L'auteure fut contemporaine de l'officier et écrivain britannique sans l'avoir vu. Et si «d'autres avaient eu la malchance de le voir sans le rencontrer», elle eut «la chance de le rencontrer sans le voir». Une rencontre spirituelle dans les livres et la musique qu'il préférait, et surtout dans cette «plaine où il cherchait à se perdre et se retrouver». Dans ces vastes étendues du désert ou des pampas argentines aux horizons infinis dont ils étaient tous deux «le centre». Car si Lawrence fut explorateur du désert il le fut surtout, comme elle, de «son moi obscur».

Après avoir organisé et vécu la révolte des Arabes contre l'Empire Ottoman en 1916/1918 et s'y être illustré, ce dernier l'écrivit de mémoire, et le résultat fut «un chef d'oeuvre». Le thème principal des Sept piliers de la sagesse, récit historique et intime, est en effet moins l'histoire de ce mouvement arabe que celle de T.E. Lawrence en lui. C'est un récit de guerre unique «pour ceux qui la détestent» où il s'attache à «faire noblement une ignoble chose». Celui d'un homme «crucifié par une conscience sincère et contradictoire» et ayant soif d'absolu : de liberté, de justice et d'amour surhumains. Un homme cherchant toujours à mettre en accord ses pensées et ses actes et n'exigeant rien des autres qu'il n'exige de lui-même.
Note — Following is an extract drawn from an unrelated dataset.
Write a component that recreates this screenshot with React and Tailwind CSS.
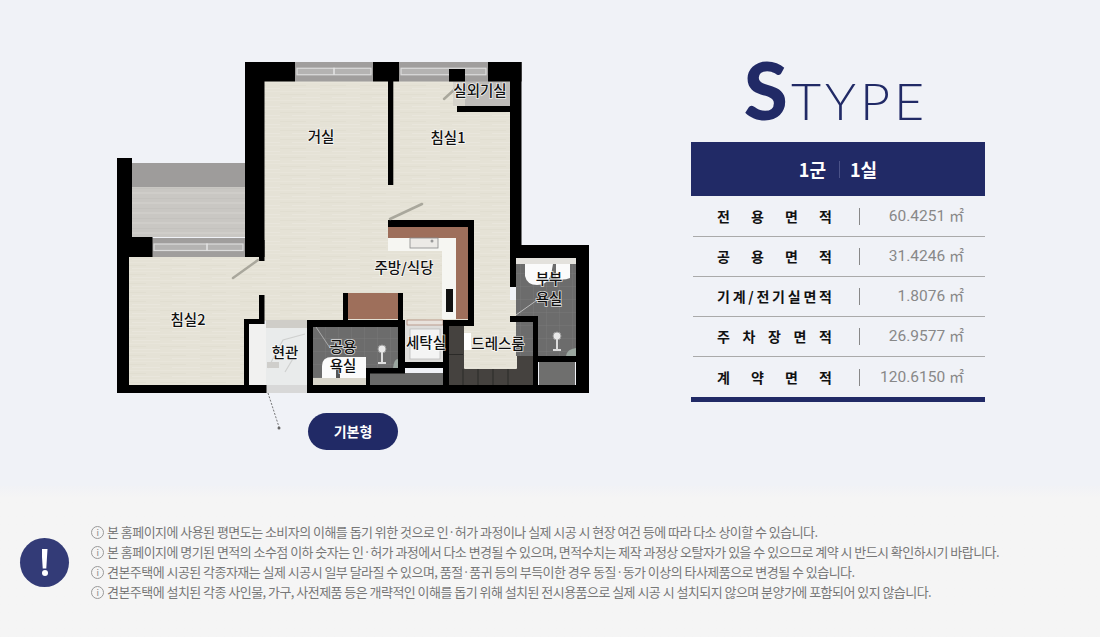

Victoria Ocampo cherchant, selon sa logique, «l'homme du futur» se manifestant dès l'enfant, commence par remonter à l'enfance déterminante de Thomas Edward Lawrence surnommé Ned. Depuis ses lectures d'enfance, Lawrence rêvait de «transformer le vieux monde» et de restaurer l'âge d'or arabe. Rêvant d'unité arabe, il voulait «restituer à l'Orient quelque respect de lui-même, un but, des idéaux». Mais au sortir de la guerre, les Anglais, oubliant leurs promesses, s'employèrent avec la France à servir au mieux leurs intérêts (5). Aussi son triomphe fut-il triste : un échec lui laissant beaucoup d'amertume. Et, refusant toujours les honneurs, l'officier Lawrence finira en 1930 par s'engager comme simple soldat dans la Royal Air Force sous un nom d'emprunt, et avec ce «numéro parfaitement rassurant pour son anonymat» : 338171.
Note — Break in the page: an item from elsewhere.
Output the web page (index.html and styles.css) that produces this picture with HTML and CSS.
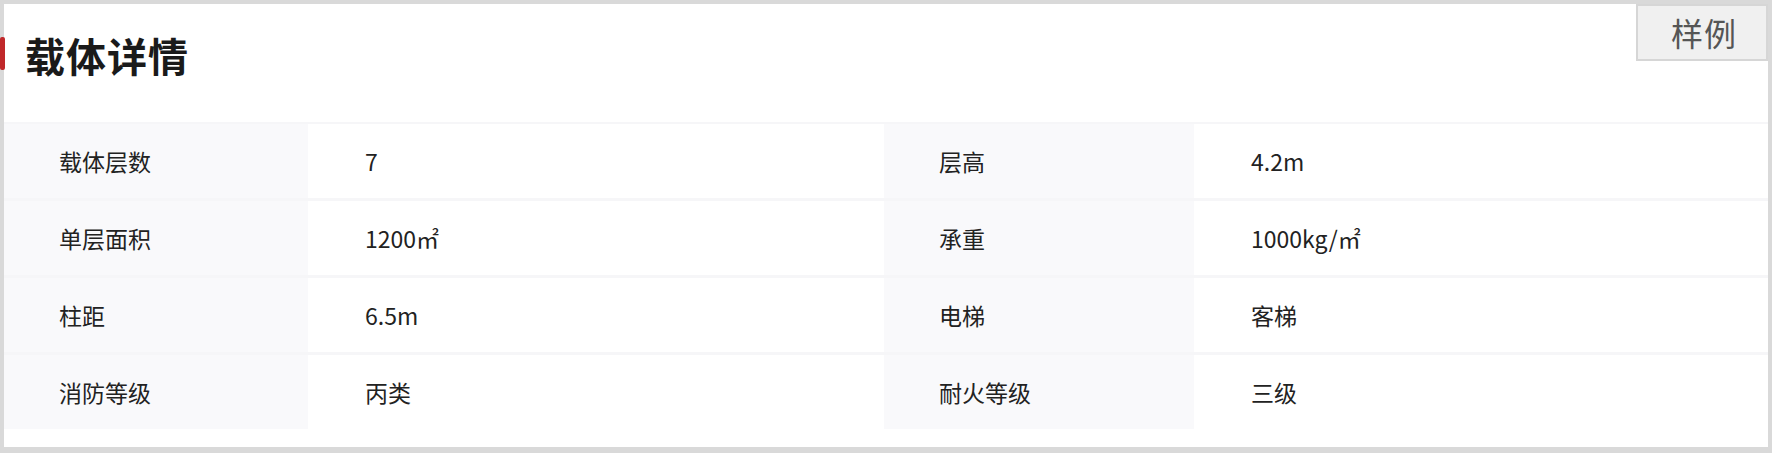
FILE: index.html
```html
<!DOCTYPE html>
<html lang="zh">
<head>
<meta charset="utf-8">
<title>载体详情</title>
<link rel="stylesheet" href="styles.css">
</head>
<body>
<div class="panel">
  <div class="header">
    <h1 class="title">载体详情</h1>
    <button class="legend">样例</button>
  </div>
  <div class="grid">
    <div class="label">载体层数</div><div class="value">7</div>
    <div class="label">层高</div><div class="value">4.2m</div>
    <div class="label">单层面积</div><div class="value">1200㎡</div>
    <div class="label">承重</div><div class="value">1000kg/㎡</div>
    <div class="label">柱距</div><div class="value">6.5m</div>
    <div class="label">电梯</div><div class="value">客梯</div>
    <div class="label">消防等级</div><div class="value">丙类</div>
    <div class="label">耐火等级</div><div class="value">三级</div>
  </div>
</div>
</body>
</html>
```
FILE: styles.css
```css
html, body {
  margin: 0;
  padding: 0;
}
body {
  background: #d9d9d9;
  font-family: "Noto Sans CJK SC", "Noto Sans", sans-serif;
  width: 1772px;
  height: 453px;
  box-sizing: border-box;
  padding: 4px 4px 6px 4px;
}
.panel {
  position: relative;
  background: #ffffff;
  height: 443px;
}
.header {
  height: 118px;
  box-sizing: border-box;
  padding: 31px 0 0 21px;
}
.header::before {
  content: "";
  position: absolute;
  left: -4px;
  top: 33px;
  width: 5px;
  height: 33px;
  border-radius: 2px;
  background: #c0282a;
}
.title {
  margin: 0;
  font-size: 40px;
  line-height: 40px;
  font-weight: 700;
  color: #1a1a1a;
  letter-spacing: 1px;
}
.legend {
  position: absolute;
  top: 0;
  right: 0;
  width: 132px;
  height: 57px;
  box-sizing: border-box;
  border: 2px solid #d6d6d6;
  background: #f0f0f0;
  color: #555555;
  font-family: "Noto Sans CJK SC", sans-serif;
  font-size: 32px;
  line-height: 1;
  padding: 0 0 2px 4px;
  letter-spacing: 1px;
}
.grid {
  display: grid;
  grid-template-columns: 304px 576px 310px 1fr;
  grid-auto-rows: 74px;
  row-gap: 3px;
  padding-top: 2px;
  background: #f6f6f8;
}
.label, .value {
  display: flex;
  align-items: center;
  font-size: 23px;
  color: #222222;
}
.label {
  background: #f9f9fb;
  padding-left: 55px;
}
.value {
  background: #ffffff;
  padding-left: 57px;
}
```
Ce sensible et chaleureux essai donne ainsi au lecteur ne connaissant Lawrence d'Arabie que par le "western des sables" du cinéaste David Lean (6) (basé sur la version abrégée par Lawrence des Sept piliers de la sagesse) l'envie de lire cet ouvrage dans sa version longue (7), riche d'explications et de considérations intimes et philosophiques et d'un style fluide et foisonnant.

4) Publié aux Lettres Françaises à Buenos Aires en 1942, il le sera en 1947 dans la collection blanche de Gallimard sous le titre 3338171 T.E. (Lawrence d'Arabie)

5) Français et Anglais conclurent en effet un accord secret pour le partage du Moyen-Orient : aux premiers le Liban et la Syrie, aux seconds la Mésopotamie (Irak) et la Palestine.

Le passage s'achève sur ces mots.